A gigantic rectangle fills the rest of the page. It is bent inward on one end and dotted slightly on the other. “Is this…”

“It’s a whale.”

“Ah, I see. And what are their names?”

“Whose names?”

“The fish and the whale. What are their names?”

“Um…” you look around. I see you debate about my coffee, about the frying pan, the sink. You settle on your brothers. “Biff and Bash.”

“What are Biff and Bash going to do? Go on an adventure?”

“No. They’re just fish. Am I done now?”

 ~*~

You are a will of your own, always have been. I love you for your curiosity, your laughter, your silly dances and cuddly hugs. And because you are growing into your own person, I must realize that what you define yourself to be will not match my expectations. I can want you to be creative, but I cannot make you. Creating stories should be fun, not a chore, and I promise you, my daughter, that I will never make you imagine any more than you want to.

 ~*~

Biff rests his nose on the table as he slowly moves two trains past his eyes and back again. Bash sits on Biff’s bed to read about trains. I hear a high-pitched, exasperated voice down the hall, followed by a strange…is that supposed to be male?
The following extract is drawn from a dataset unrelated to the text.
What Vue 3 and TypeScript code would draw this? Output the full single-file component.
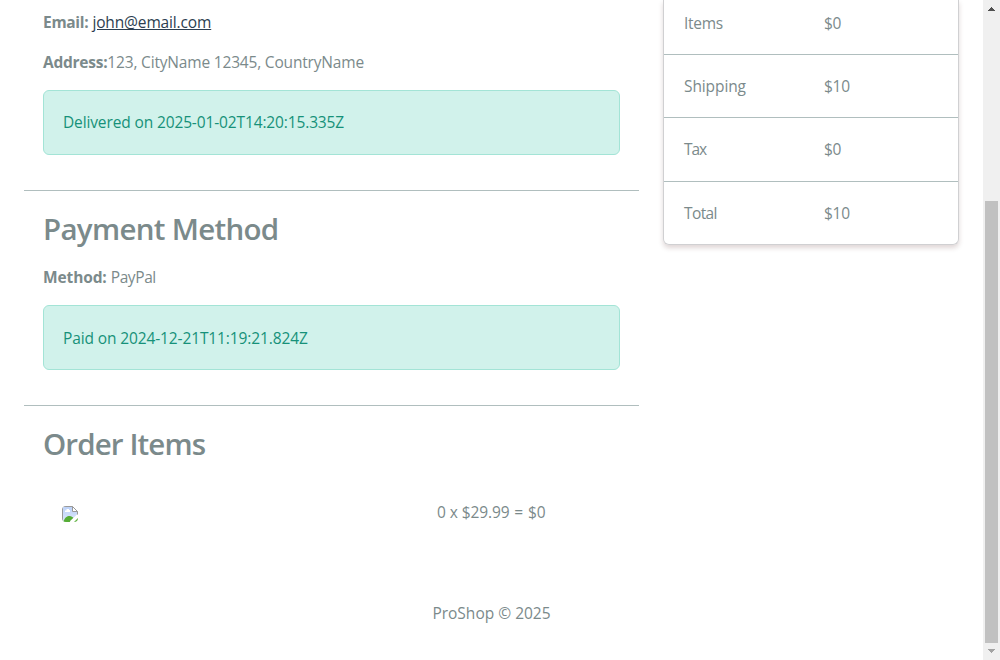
<script setup lang="ts">
interface SummaryRow {
  label: string
  value: string
}

const summary: SummaryRow[] = [
  { label: 'Items', value: '$0' },
  { label: 'Shipping', value: '$10' },
  { label: 'Tax', value: '$0' },
  { label: 'Total', value: '$10' },
]
</script>

<template>
  <div class="page">
    <div class="content">
      <div class="columns">
        <main class="details">
          <section class="block shipping">
            <p class="line"><strong class="s-email">Email:</strong>&nbsp;<a class="mail">john@email.com</a></p>
            <p class="line"><strong class="s-address">Address:</strong><span class="address">123, CityName 12345, CountryName</span></p>
            <div class="alert alert-delivered">Delivered on 2025-01-02T14:20:15.335Z</div>
          </section>
          <section class="block payment">
            <h2>Payment Method</h2>
            <p class="line"><strong class="s-method">Method:</strong>&nbsp;<span class="paypal">PayPal</span></p>
            <div class="alert alert-paid">Paid on 2024-12-21T11:19:21.824Z</div>
          </section>
          <section class="block order">
            <h2>Order Items</h2>
            <div class="item">
              <svg class="missing" viewBox="0 0 16 16" width="16" height="16">
                <defs>
                  <linearGradient id="sky" x1="0" y1="0" x2="0" y2="1">
                    <stop offset="0" stop-color="#bdd2f8" />
                    <stop offset="1" stop-color="#dce7fb" />
                  </linearGradient>
                  <clipPath id="frame"><rect width="16" height="16" rx="4" /></clipPath>
                </defs>
                <g clip-path="url(#frame)">
                  <path d="M0 0H11L16 5V9L9 16H0Z" fill="#fff" />
                  <path d="M1 1H10V5.5H15V9L8 16H1Z" fill="url(#sky)" />
                  <path d="M3 6V4.5H4.5V3H7V4H8V6Z" fill="#fff" />
                  <path d="M1 16C3 11.5 5 10 7.5 10C9.5 10 10.5 11 11.5 12L8 16Z" fill="#56ad35" />
                  <path d="M12 16L16 12V16Z" fill="#63b344" />
                  <path d="M0.5 16V0.5H10.5L15.5 5.5V9" fill="none" stroke="#999" />
                  <path d="M10.5 .5V5.5H15.5Z" fill="#fff" stroke="#999" />
                  <path d="M8.5 16L16 9" stroke="#fff" stroke-width="2" />
                </g>
              </svg>
              <span class="calc">0 x $29.99 <span class="equals">=</span> $0</span>
            </div>
          </section>
        </main>
        <aside class="card">
          <div v-for="row in summary" :key="row.label" class="row">
            <span :class="'label-' + row.label.toLowerCase()">{{ row.label }}</span>
            <span class="value">{{ row.value }}</span>
          </div>
        </aside>
      </div>
      <footer>ProShop © 2025</footer>
    </div>
    <div class="scrollbar">
      <svg width="17" height="17" shape-rendering="crispEdges"><path d="M8 7H9V8H10V9H11V10H12V11H5V10H6V9H7V8H8Z" fill="#505050" /></svg>
      <div class="thumb"></div>
      <svg width="17" height="17" shape-rendering="crispEdges"><path d="M5 6H12V7H11V8H10V9H9V10H8V9H7V8H6V7H5Z" fill="#a3a3a3" /></svg>
    </div>
  </div>
</template>

<style>
body {
  margin: 0;
  overflow: hidden;
  background: #fff;
}
</style>

<style scoped>
.page {
  display: flex;
  width: 1000px;
  height: 660px;
  overflow: hidden;
  color: #7b8a8b;
  font: 15.5px/24px "Open Sans", "Noto Sans", sans-serif;
}
.content {
  width: 983px;
}
.columns {
  display: flex;
  align-items: flex-start;
  gap: 24px;
  height: 601px;
  padding-left: 24px;
}
.details {
  width: 615px;
}
.block {
  box-sizing: border-box;
  padding: 0 19px;
  border-bottom: 1px solid #b0bebe;
}
.shipping {
  height: 191px;
  padding-top: 10px;
}
.payment {
  height: 215px;
  padding-top: 19px;
}
.order {
  padding-top: 19px;
  border-bottom: 0;
}
.line {
  margin: 0 0 16px;
  white-space: nowrap;
}
h2 {
  margin: 0 0 17px;
  font-size: 29.5px;
  font-weight: 600;
  line-height: 38px;
  letter-spacing: -0.7px;
  white-space: nowrap;
}
.order h2 {
  letter-spacing: -0.88px;
}
.s-email {
  letter-spacing: -0.3px;
}
.s-address {
  letter-spacing: -0.25px;
}
.s-method {
  letter-spacing: -0.12px;
}
.address {
  letter-spacing: -0.18px;
}
.paypal {
  letter-spacing: -0.4px;
}
.alert {
  box-sizing: border-box;
  height: 65px;
  padding: 19px;
  border: 1px solid #a3e4d6;
  border-radius: 6px;
  background: #d1f2eb;
  color: #169179;
}
.alert-delivered {
  letter-spacing: -0.13px;
}
.alert-paid {
  padding-top: 20px;
  letter-spacing: -0.12px;
}
.mail {
  color: #2c3e50;
  letter-spacing: -0.14px;
  text-decoration: underline;
  text-underline-offset: 1px;
}
.item {
  display: grid;
  grid-template-columns: 375px 1fr;
  margin-top: 37px;
  padding-left: 19px;
}
.missing {
  margin-top: 6px;
}
.calc {
  letter-spacing: -0.1px;
}
.equals {
  margin: 0 1px;
}
.card {
  box-sizing: border-box;
  width: 296px;
  height: 245px;
  border: 1px solid #d0d0d2;
  border-top: 0;
  border-radius: 0 0 6px 6px;
  box-shadow: 0 3px 5px rgba(80, 30, 30, 0.18);
}
.row {
  box-sizing: border-box;
  display: grid;
  grid-template-columns: 140px 1fr;
  height: 63.33px;
  padding: 19px 20px 0;
  border-bottom: 1px solid #b0bebe;
}
.row:first-child {
  height: 55px;
  padding-top: 11px;
}
.row:last-child {
  border-bottom: 0;
}
.label-items {
  letter-spacing: -0.3px;
}
.label-shipping {
  letter-spacing: -0.1px;
}
.label-tax {
  letter-spacing: -1.1px;
}
.label-total {
  letter-spacing: -0.6px;
}
.value {
  letter-spacing: -0.3px;
}
footer {
  text-align: center;
}
.scrollbar {
  display: flex;
  flex-direction: column;
  justify-content: space-between;
  width: 17px;
  background: #f0f0f0;
}
.thumb {
  width: 13px;
  height: 442px;
  margin: 184px 0 0 2px;
  background: #c1c1c1;
}
</style>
I tip-toe to your room. Quiet. The bathroom door is open a crack.

I peek inside to see you on the toilet with a Tinkerbell comic book you just received for your birthday. You do not know the story yet, nor do you know many of those characters. But I see you have two index fingers pointed on two fairies, and you are making them talk.

Then you see me. “Mo-om, what are you doing here?”

“Oh just…saw the door open, thought you’d want it locked before Biff or Bash showed up.”

“Yes, please.” You wait all through my dramatically slow closing of the door before saying in a nasal voice only small children can make, “But I don’t make flowers, I’m a skunk fairy!”

You bust my heart wide open, you skunk fairy. I want to sit and listen to your voices and learn about the places, maybe add my own and give some voices too. But then the story would no longer be yours, would it?

Let your stories be your secret. I shall keep my distance and listen for the fairy-speak, wondering what adventures hide within the pages this time and all the times to come.